Focus groups are critical in intellectual property cases because it is imperative to make sure jurors can track the explanation of the technology involved. By testing the case on mock jurors, attorneys learn how to teach the case effectively and gain feedback on how jurors view case issues and exactly where they become confused or misguided. We have never conducted a focus group in an intellectual property case where jurors understood the lawyers are surprised, if not shocked, that the jurors do not understand their "simplified" presentation. There is often too much at stake to simply assume jurors will understand the language, illustrations, animation, expert witnesses or concepts without first pre-testing. After all, Proctor and Gamble would never think of venturing into the marketplace before identifying how to align its marketing approach with its target audience.
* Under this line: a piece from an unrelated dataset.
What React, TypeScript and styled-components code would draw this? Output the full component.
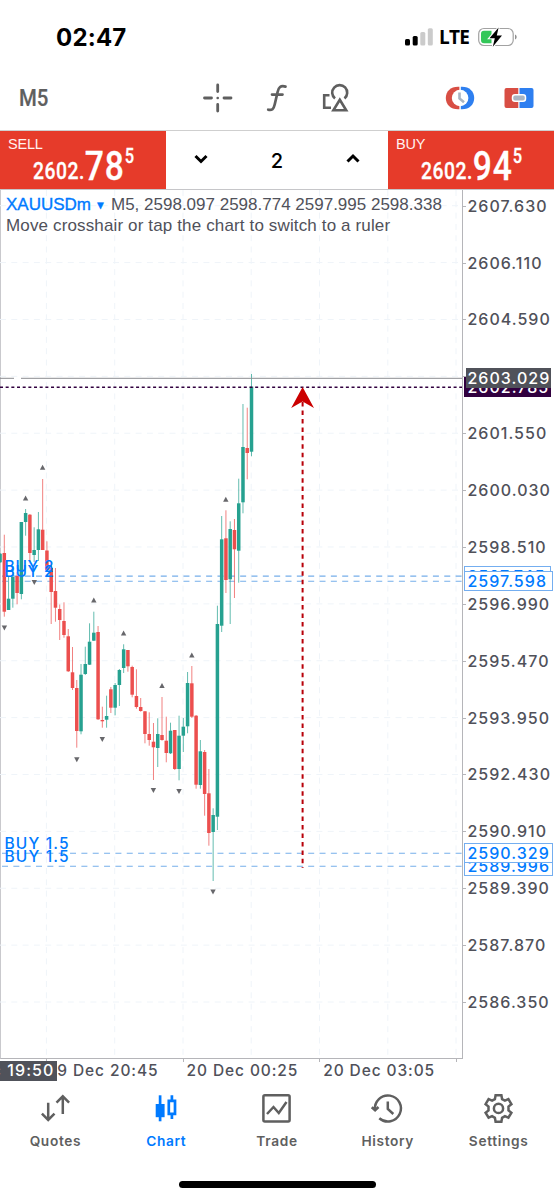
import React from "react";
import styled, { createGlobalStyle, css } from "styled-components";

const GlobalStyle = createGlobalStyle`
  * { box-sizing: border-box; }
  html, body { margin: 0; padding: 0; background: #fff; }
  body { font-family: Inter, "Liberation Sans", sans-serif; overflow: hidden; }
  svg { display: block; overflow: visible; }
`;

const INK = "#5f5f5f";
const AXIS_INK = "#50515a";
const BLUE = "#007aff";
const UP = "#26a190";
const DOWN = "#ec4f4e";

const Screen = styled.div`
  width: 554px;
  height: 1200px;
  display: flex;
  flex-direction: column;
  background: #fff;
  overflow: hidden;
`;

const StatusBar = styled.header`
  height: 75px;
  flex: none;
  display: flex;
  align-items: center;
  justify-content: space-between;
  padding: 0 37px 0 56px;
`;

const Clock = styled.time`
  font-size: 24px;
  font-weight: 700;
  letter-spacing: 0.2px;
  line-height: 30px;
  color: #000;
`;

const StatusIcons = styled.div`
  display: flex;
  align-items: center;
  height: 30px;
  margin-top: -2px;
`;

const Network = styled.span`
  width: 39px;
  font-family: "Open Sans", sans-serif;
  font-weight: 700;
  font-size: 19px;
  letter-spacing: -0.7px;
  line-height: 30px;
`;

const Toolbar = styled.nav`
  height: 55px;
  flex: none;
  display: flex;
  align-items: center;
  padding: 0 19px 10px;
`;

const Timeframe = styled.span`
  width: 181px;
  color: ${INK};
  font: 500 24px/30px Roboto, sans-serif;

  span {
    display: inline-block;
    transform: scaleX(0.85);
    transform-origin: left;
    -webkit-text-stroke: 0.2px ${INK};
  }
`;

const ToolIcon = styled.span<{ $width: number }>`
  width: ${(p) => p.$width}px;
  flex: none;
`;

const TradePanel = styled.section`
  height: 60px;
  flex: none;
  display: grid;
  grid-template-columns: 166px 222px 166px;
  border-top: 1px solid #cfcfcf;
  border-bottom: 1px solid #c6c6c9;
`;

const QuoteBox = styled.button`
  border: 0;
  background: #e63b2a;
  color: #fff;
  padding: 4px 8px 0;
  text-align: left;
  display: flex;
  flex-direction: column;
`;

const QuoteSide = styled.span`
  font: 400 14.5px/18px "Liberation Sans", sans-serif;
  letter-spacing: -0.2px;
  color: #fff1ef;
`;

const QuotePrice = styled.span`
  display: flex;
  align-items: flex-end;
  height: 35px;
  margin: -4px 0 0 25px;
  font-family: Roboto, sans-serif;
  font-weight: 500;
  -webkit-text-stroke: 0.3px #fff;
  transform: scaleX(0.84);
  transform-origin: left;
`;

const PricePart = styled.span<{ $size: number; $lift?: number; $track?: number }>`
  font-size: ${(p) => p.$size}px;
  line-height: 1;
  height: ${(p) => p.$size}px;
  letter-spacing: ${(p) => p.$track ?? 0}px;
  margin-bottom: ${(p) => p.$lift ?? 0}px;
`;

const Stepper = styled.div`
  display: flex;
  align-items: center;
  justify-content: space-between;
  padding: 0 27px 2px;
  font-size: 20px;
  font-weight: 500;

  span { padding-top: 3px; }
`;

const ChartRow = styled.main`
  height: 869px;
  flex: none;
  display: flex;
`;

const Plot = styled.div`
  position: relative;
  width: 463px;
  flex: none;
  border-left: 1px solid #c9c9cd;
  border-right: 1px solid #b5b5b9;
  border-bottom: 1px solid #b5b5b9;

  > svg { margin-left: -1px; }
`;

const Legend = styled.div`
  position: absolute;
  left: 5px;
  top: 5px;
  color: ${AXIS_INK};
  font: 400 17px/20.5px "Liberation Sans", sans-serif;
  white-space: nowrap;
`;

const LegendLine = styled.div<{ $track?: number }>`
  display: flex;
  height: 20.5px;
  letter-spacing: ${(p) => p.$track ?? 0}px;
`;

const SymbolName = styled.span`
  width: 105px;
  color: ${BLUE};
  -webkit-text-stroke: 0.35px ${BLUE};

  small { font-size: 11px; margin-left: 4px; vertical-align: 1px; }
`;

const PriceAxis = styled.div`
  position: relative;
  flex: 1;
  padding-top: 5.7px;
`;

const axisText = css`
  font-family: Inter, sans-serif;
  font-weight: 500;
  font-size: 16px;
  letter-spacing: 1.03px;
  white-space: nowrap;
`;

const AxisPrice = styled.div`
  ${axisText}
  height: 56.88px;
  padding-left: 4.4px;
  line-height: 20px;
  color: ${AXIS_INK};

  &::before {
    content: "";
    float: left;
    width: 3px;
    height: 1px;
    margin: 10px 0 0 -4.4px;
    background: #b5b5b9;
  }
`;

const PriceTag = styled.div<{ $top: number; $kind: "cursor" | "bid" | "order"; $w?: number }>`
  ${axisText}
  position: absolute;
  left: ${(p) => (p.$kind === "cursor" ? 3 : 1)}px;
  top: ${(p) => p.$top}px;
  width: ${(p) => p.$w ?? 87}px;
  height: 20px;
  line-height: 18px;
  padding-left: ${(p) => (p.$kind === "cursor" ? 0.4 : 2.4)}px;
  border: 1px solid;
  color: ${(p) => (p.$kind === "order" ? BLUE : "#fff")};
  background: ${(p) => ({ cursor: "#50525a", bid: "#31003f", order: "#fff" })[p.$kind]};
  border-color: ${(p) => ({ cursor: "#50525a", bid: "#31003f", order: "#74aef0" })[p.$kind]};
`;

const TimeAxis = styled.div`
  ${axisText}
  position: relative;
  flex: none;
  height: 24px;
  padding-left: 46px;
  display: grid;
  grid-template-columns: repeat(4, 136.6px);
  overflow: hidden;
  font-size: 15.5px;
  letter-spacing: 0.9px;
  line-height: 24px;
  color: ${AXIS_INK};
`;

const TimeLabel = styled.span`
  padding-left: 4px;

  &::before {
    content: "";
    float: left;
    width: 1px;
    height: 3px;
    margin-left: -4px;
    background: #b5b5b9;
  }
`;

const TimeTag = styled.span`
  position: absolute;
  left: 0;
  top: 2px;
  width: 57px;
  height: 20px;
  overflow: hidden;
  display: flex;
  justify-content: flex-end;
  padding-right: 2.5px;
  font-size: 16px;
  letter-spacing: 1.1px;
  line-height: 19px;
  background: #50525a;
  color: #fff;
`;

const TabBar = styled.nav`
  flex: none;
  height: 70px;
  padding-top: 10px;
  display: grid;
  grid-template-columns: repeat(5, 1fr);
`;

const Tab = styled.a<{ $active?: boolean }>`
  display: flex;
  flex-direction: column;
  align-items: center;
  gap: 9px;
  color: ${(p) => (p.$active ? BLUE : INK)};
  font-size: 13.7px;
  font-weight: 600;
  letter-spacing: 0.65px;
  line-height: 18px;
`;

const HomeIndicator = styled.div`
  flex: none;
  width: 197px;
  height: 7px;
  margin: 28px auto 0 179px;
  border-radius: 4px;
  background: #000;
`;

type Candle = [dir: 1 | 0, top: number, bottom: number, high: number, low: number];

/* Body top/bottom and wick high/low, starting with the partly hidden first bar. */
const candles: Candle[] = [
  [1, 553.7, 562.3, 553, 563], [0, 553, 611.7, 534.7, 616.7], [1, 598.7, 610, 577, 610], [1, 577, 598.7, 572, 607.7],
  [0, 576, 593, 572, 604.3], [1, 522, 594, 522, 599.3], [1, 513, 522, 509, 535.7], [0, 514.7, 553, 514, 562],
  [1, 550, 555, 527.3, 562], [1, 529.3, 550, 512, 561], [0, 529.7, 550, 479, 550], [0, 550.5, 570, 541.3, 571],
  [0, 568, 592, 562, 624], [0, 591, 607.7, 568, 621.7], [0, 609, 620, 604.5, 640], [0, 621, 635, 602.3, 637.7],
  [0, 636.3, 671.3, 629, 672], [0, 672.3, 688, 647, 690], [0, 688, 731, 680, 747.7], [1, 674.7, 731.3, 664, 734.3],
  [1, 664, 674, 646.7, 675], [1, 641.7, 664.7, 623.3, 665], [1, 632.7, 640.7, 611.7, 641], [0, 632, 719.3, 626, 720],
  [0, 720, 721.3, 706.7, 727.7], [1, 716, 719.7, 695.7, 727.7], [0, 689.3, 707.7, 687, 713], [1, 685, 707.7, 683, 715.3],
  [1, 670, 685, 669, 706], [1, 649.3, 668, 644.3, 673], [0, 650, 666.3, 650, 671.7], [0, 667, 694.7, 665.7, 697.3],
  [0, 696, 707, 669.3, 708.7], [0, 707, 711, 698, 711.7], [0, 711.3, 734, 711, 743.3], [0, 734, 740, 712.3, 745.7],
  [0, 741.7, 747.3, 723, 780], [1, 734, 748, 718.3, 767], [0, 735, 740, 697, 740.7], [0, 740.7, 753, 716.7, 762.3],
  [1, 730.7, 753.3, 722.7, 754], [0, 730, 769, 730, 770], [1, 735.7, 769, 715.7, 780.3], [1, 726.7, 735.7, 718, 752],
  [1, 683, 726.3, 672, 733.3], [0, 683.3, 716.7, 666, 718], [0, 715.7, 784.7, 715, 788.7], [1, 751.3, 785, 740, 788.7],
  [0, 752, 794, 750, 815.7], [0, 793.3, 833, 769, 845.7], [1, 815, 832, 808.3, 881], [1, 624, 816.7, 605.7, 830],
  [1, 539.3, 625.7, 516, 632], [0, 538.3, 580, 510.3, 593], [1, 529, 579.3, 521.3, 624], [0, 530, 549.3, 519, 598],
  [1, 503.3, 550.7, 478.7, 582.7], [1, 447, 502.3, 404, 513.3], [0, 448, 453, 407.7, 479.3], [1, 386.7, 451.7, 374, 456.3],
];

const peaks = [[25.6, 498], [42.6, 467.3], [93.8, 600], [123.6, 633], [162, 685.7], [191.8, 655], [225.8, 499.3]];
const troughs = [[4.4, 628], [34.3, 582.5], [76.8, 759.7], [102.3, 739.3], [153.4, 790.3], [179, 791.3], [213, 892]];
const gridX = [46.4, 114.7, 183, 251.2, 319.5, 387.8, 456];
const prices = ["2607.630", "2606.110", "2604.590", "", "2601.550", "2600.030", "2598.510", "2596.990", "2595.470", "2593.950", "2592.430", "2590.910", "2589.390", "2587.870", "2586.350"];

const Chart = () => (
  <svg width="462" height="868" viewBox="0 190 462 868" fill="none">
    {gridX.map((x) => (
      <path key={x} d={`M${x} 190V1058`} stroke="#eff4f9" strokeDasharray="6 5.3" />
    ))}
    {prices.map((_, i) => (
      <path key={i} d={`M0 ${205.7 + i * 56.88}H462`} stroke="#eff4f9" strokeDasharray="6 5.3" />
    ))}
    {[576.1, 581.2, 853.3, 866.2].map((y) => (
      <path key={y} d={`M0 ${y}H462`} stroke="#76aeea" strokeWidth="1.1" strokeDasharray="6 5.34" strokeDashoffset="-2" />
    ))}
    {candles.map(([up, top, bottom, high, low], i) => {
      const x = 0.05 + i * 4.262;
      const color = up ? UP : DOWN;
      return (
        <g key={i}>
          <path d={`M${x} ${high}V${low}`} stroke={color} strokeWidth="0.85" opacity="0.85" />
          <rect x={x - 1.75} y={top} width="3.5" height={bottom - top} fill={color} />
        </g>
      );
    })}
    {peaks.map(([x, y]) => (
      <path key={x} d={`M${x} ${y - 2.6}l2.700 5h-5.400z`} fill="#67676b" />
    ))}
    {troughs.map(([x, y]) => (
      <path key={x} d={`M${x} ${y + 2.6}l2.700-5h-5.400z`} fill="#67676b" />
    ))}
    <path d="M0 378.3H14M21 378.3H462" stroke="#8b8c90" />
    <path d="M0 387.3H462" stroke="#31003f" strokeWidth="1.4" strokeDasharray="3 2.67" />
    <path d="M302.6 402V868" stroke="#b80009" strokeWidth="2" strokeDasharray="4.5 3.96" />
    <path d="M302.6 387L314 408L302.6 401.5L291.2 408Z" fill="#cb0000" />
    <g fill={BLUE} fontFamily="Inter, sans-serif" fontSize="15.5" fontWeight="500">
      <text x="4.5" y="571.5" textLength="49">BUY 2</text>
      <text x="4.5" y="576.8" textLength="49">BUY 2</text>
      <text x="4.5" y="849" textLength="64">BUY 1.5</text>
      <text x="4.5" y="861.5" textLength="64">BUY 1.5</text>
    </g>
  </svg>
);

const SignalIcon = () => (
  <svg width="28" height="18" viewBox="0 0 28 18">
    <rect x="0" y="11" width="5" height="6.5" rx="1.5" />
    <rect x="7.7" y="8" width="5" height="9.5" rx="1.5" />
    <rect x="15.3" y="4" width="5" height="13.5" rx="1.5" fill="#cbcbcb" />
    <rect x="22.8" y="0.3" width="5" height="17.2" rx="1.5" fill="#cbcbcb" />
  </svg>
);

const BatteryIcon = () => (
  <svg width="39" height="22" viewBox="0 0 39 22">
    <rect x="0.7" y="2.5" width="34.5" height="17" rx="5.2" fill="#fff" stroke="#a2a2a2" strokeWidth="1.2" />
    <path d="M37 8.5c2.2.7 2.2 4.3 0 5z" fill="#8f8f8f" />
    <path d="M6 4.8H13.5V17.3H6a3 3 0 0 1-3-3V7.8a3 3 0 0 1 3-3z" fill="#33c759" />
    <path d="M20.6 1.6L11.5 12.200h5.300l-2 8.600L24 9.4h-5.200z" fill="#000" stroke="#fff" strokeWidth="2.2" paintOrder="stroke" />
  </svg>
);

const CrosshairIcon = () => (
  <svg width="36" height="32" viewBox="0 0 36 32" stroke={INK} strokeWidth="2.8" strokeLinecap="round">
    <path d="M17.7 3V9.5M17.7 22.5V29M4.5 16H11.5M24 16H31" />
    <circle cx="17.7" cy="16" r="1.3" fill={INK} stroke="none" />
  </svg>
);

const FunctionIcon = () => (
  <svg width="24" height="32" viewBox="0 0 24 32" fill="none" stroke={INK} strokeWidth="2.7" strokeLinecap="round">
    <path d="M20.5 4.6C15.5 3.2 13.6 5.4 12.6 10L9.7 22.5C8.7 27 7 28.7 3.2 27.7M7 12.6H17.5" />
  </svg>
);

const ShapesIcon = () => (
  <svg width="30" height="32" viewBox="0 0 30 32" fill="none" stroke={INK} strokeWidth="2.6">
    <path d="M8.5 13.2H3.2V25.7H10M14 16.5A7.5 7.5 0 1 1 23.5 16.4M18.8 17.7L25.2 28.2H12.4Z" />
  </svg>
);

const ClockIcon = () => (
  <svg width="30" height="26" viewBox="0 0 30 26" fill="none">
    <path d="M14.4 1.7H13C5.5 1.7 .8 6.5 .8 13S5.5 24.3 13 24.3H14.4Z" fill="#d84e44" />
    <path d="M15.8 1.7H17C24.5 1.7 29.2 6.5 29.2 13S24.5 24.3 17 24.3H15.8Z" fill="#2e7ff0" />
    <circle cx="15.1" cy="13" r="8.3" fill="#fff" />
    <path d="M14.5 7.6V13.5L19 17.3" stroke="#a9b5c3" strokeWidth="2.6" />
  </svg>
);

const PanelIcon = () => (
  <svg width="30" height="22" viewBox="0 0 30 22">
    <path d="M14.3 1V21H2.5A2 2 0 0 1 .5 19V3A2 2 0 0 1 2.5 1Z" fill="#d84e44" />
    <path d="M15.5 1H27.5A2 2 0 0 1 29.5 3V19A2 2 0 0 1 27.5 21H15.5Z" fill="#2e7ff0" />
    <rect x="8.500" y="7.700" width="13" height="6.600" rx="2.500" fill="#a9b5c3" stroke="#fff" strokeWidth="1.500" />
  </svg>
);

const Chevron = ({ up }: { up?: boolean }) => (
  <svg width="16" height="16" viewBox="0 0 16 16" fill="none" stroke="#000" strokeWidth="3">
    <path d={up ? "M2.5 10.5L8 5L13.5 10.5" : "M2.5 5L8 10.5L13.5 5"} />
  </svg>
);

const tabIcons: Record<string, React.ReactNode> = {
  Quotes: <path d="M8.2 9.7V26.5M1.9 20.7L8.2 27L14.5 20.7M22.8 21V3.5M16.5 9.6L22.8 3.3L29.1 9.6" />,
  Chart: (
    <>
      <path d="M9.1 2.3V28.3" strokeWidth="2.7" />
      <path d="M4.7 11H13.6V24.2H4.7Z" fill="currentColor" stroke="none" />
      <path d="M20.9 2.3V7M20.9 21V26M17.8 7.8H24V20.8H17.8Z" strokeWidth="2.7" />
    </>
  ),
  Trade: (
    <>
      <rect x="2.4" y="2.2" width="26.2" height="26.3" rx="1.5" />
      <path d="M6 21L12.5 14L17.8 20L25.5 9" />
    </>
  ),
  History: (
    <>
      <path d="M3 17A13 13 0 1 1 7.3 25.2M-0.3 14.3L3.1 17.3L6.5 14" />
      <path d="M15.8 8.5V16L21.3 21" />
    </>
  ),
  Settings: (
    <g transform="translate(0 .7)">
      <path d="M11.9 5.4L12.6 1.5H18.4L19.1 5.4L21.9 7L25.4 5.5L28.4 10.5L25.5 12.8V16.7L28.4 19L25.4 24L21.9 22.5L19.1 24.1L18.4 28H12.6L11.9 24.1L9.1 22.5L5.6 24L2.6 19L5.5 16.7V12.8L2.6 10.5L5.6 5.5L9.1 7Z" />
      <circle cx="15.5" cy="14.7" r="4.6" />
    </g>
  ),
};

const Quote = ({ side, whole, big, tail }: { side: string; whole: string; big: string; tail: string }) => (
  <QuoteBox>
    <QuoteSide>{side}</QuoteSide>
    <QuotePrice>
      <PricePart $size={23} $lift={1} $track={0.6}>{whole}</PricePart>
      <PricePart $size={40} $lift={-2.5} $track={1}>{big}</PricePart>
      <PricePart $size={19.5} $lift={18}>{tail}</PricePart>
    </QuotePrice>
  </QuoteBox>
);

export default function App() {
  return (
    <Screen>
      <GlobalStyle />
      <StatusBar>
        <Clock>02:47</Clock>
        <StatusIcons>
          <ToolIcon $width={34}><SignalIcon /></ToolIcon>
          <Network>LTE</Network>
          <BatteryIcon />
        </StatusIcons>
      </StatusBar>
      <Toolbar>
        <Timeframe><span>M5</span></Timeframe>
        <ToolIcon $width={65}><CrosshairIcon /></ToolIcon>
        <ToolIcon $width={56}><FunctionIcon /></ToolIcon>
        <ToolIcon $width={124}><ShapesIcon /></ToolIcon>
        <ToolIcon $width={58.5}><ClockIcon /></ToolIcon>
        <ToolIcon $width={30}><PanelIcon /></ToolIcon>
      </Toolbar>
      <TradePanel>
        <Quote side="SELL" whole="2602." big="78" tail="5" />
        <Stepper><Chevron /><span>2</span><Chevron up /></Stepper>
        <Quote side="BUY" whole="2602." big="94" tail="5" />
      </TradePanel>
      <ChartRow>
        <Plot>
          <Chart />
          <Legend>
            <LegendLine>
              <SymbolName>XAUUSDm<small>▼</small></SymbolName>
              <span>M5, 2598.097 2598.774 2597.995 2598.338</span>
            </LegendLine>
            <LegendLine $track={0.14}>Move crosshair or tap the chart to switch to a ruler</LegendLine>
          </Legend>
        </Plot>
        <PriceAxis>
          {prices.map((p, i) => <AxisPrice key={i}>{p}</AxisPrice>)}
          <PriceTag $kind="bid" $top={187}>2602.785</PriceTag>
          <PriceTag $kind="cursor" $top={178} $w={85}>2603.029</PriceTag>
          <PriceTag $kind="order" $top={376}>2597.745</PriceTag>
          <PriceTag $kind="order" $top={381} $w={89}>2597.598</PriceTag>
          <PriceTag $kind="order" $top={666} $w={89}>2589.996</PriceTag>
          <PriceTag $kind="order" $top={653} $w={89}>2590.329</PriceTag>
        </PriceAxis>
      </ChartRow>
      <TimeAxis>
        <TimeLabel>19 Dec 20:45</TimeLabel>
        <TimeLabel>20 Dec 00:25</TimeLabel>
        <TimeLabel>20 Dec 03:05</TimeLabel>
        <TimeLabel />
        <TimeTag>19 Dec 19:50</TimeTag>
      </TimeAxis>
      <TabBar>
        {Object.entries(tabIcons).map(([name, icon]) => (
          <Tab key={name} $active={name === "Chart"}>
            <svg width="31" height="30" viewBox="0 0 31 30" fill="none" stroke="currentColor" strokeWidth="2.5">{icon}</svg>
            {name}
          </Tab>
        ))}
      </TabBar>
      <HomeIndicator />
    </Screen>
  );
}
In the same vein, it is extremely risky for intellectual property lawyers to go to trial without gaining insight into how ordinary people experience their case.

In many cases focus group jurors provide more effective analogies and metaphors than the ones attorneys suggest for the simple reason that it’s better to use jurors’ concepts, than the attorneys. For example, in a mock jury conducted in a recent case, we were attempting to teach the jurors to compare an infringing product to an existing patent rather than comparing product to product. The jurors, however, didn’t understand the attorney’s analogy. One of the mock jurors then offered a better analogy that involved a hypothetical patent for the first automobile. She explained that the patent claims covered an internal combustion engine, four wheels with a steering device and a cabin. It wouldn’t matter if one changed hood ornaments, added chrome or changed body styles, a car is a car is a car. Upon hearing this analogy, the other jurors understood the concept of comparing product to patent, rather than product to product. This analogy was then used successfully at trial.

In another focus group, the mock jurors devised an analogy to demonstrate the legal basis of holding a patent without developing the actual product. The jurors compared the issues to common real estate law that does not require someone who owns a parcel of land to construct a building on it. In fact, if anyone built on that parcel, they would have to pay rent for the use of the land. Once the jury concluded that intellectual property rights were really no different than real property rights, they had a much easier time understanding the concepts involved.

Focus groups also provide useful feedback on witness credibility. In a recent case we played the videotape deposition testimony of two opposing witnesses, each of whom were founders of their respective companies. The lawsuit involved a license agreement negotiated years earlier. Although the case issues centered on patent infringement, it ultimately reduced down to a credibility contest between the two founders. One evening, many years before, the two engineers scratched out a set of ideas on a napkin during a dinner meeting at a restaurant. One claimed to have perfect recall of the dinner and the conversation held fifteen years earlier, while the other’s memory was fuzzy. Who did the mock jurors believe? They believed the witness with the fuzzy recollection. These jurors said that they couldn’t remember what they had for dinner two weeks ago, so how could they believe someone who had absolute recall of a restaurant conversation fifteen years ago.

In some cases focus group jurors come up with poignant tidbits that provide valuable jury profile information no one involved could have foreseen. In a case involving the history and evolution of word processing programs and their graphical user interfaces, the defendant company was being sued by an inventor who claimed that it had misappropriated proprietary information. To our surprise, we learned that jurors who had owned or used Apple and Macintosh computers automatically voted in favor of our client. This occurred because their Apple computers employed the very technology the plaintiff claimed he invented prior to the time he said he developed it. We identified Apple and Macintosh owners as excellent jurors and considered this an important criterion during jury selection.

A Jury-Centered Approach
Persuasion works best when attorneys understand from jurors what they really need. When given the opportunity jurors will always provide new insights and pivotal information on how to present, and ultimately prevail at trial. If the approach outlined above is followed, attorneys will find themselves much more aligned with how jurors think, how they are motivated, and how they make decisions. A greater chance of success at trial will follow.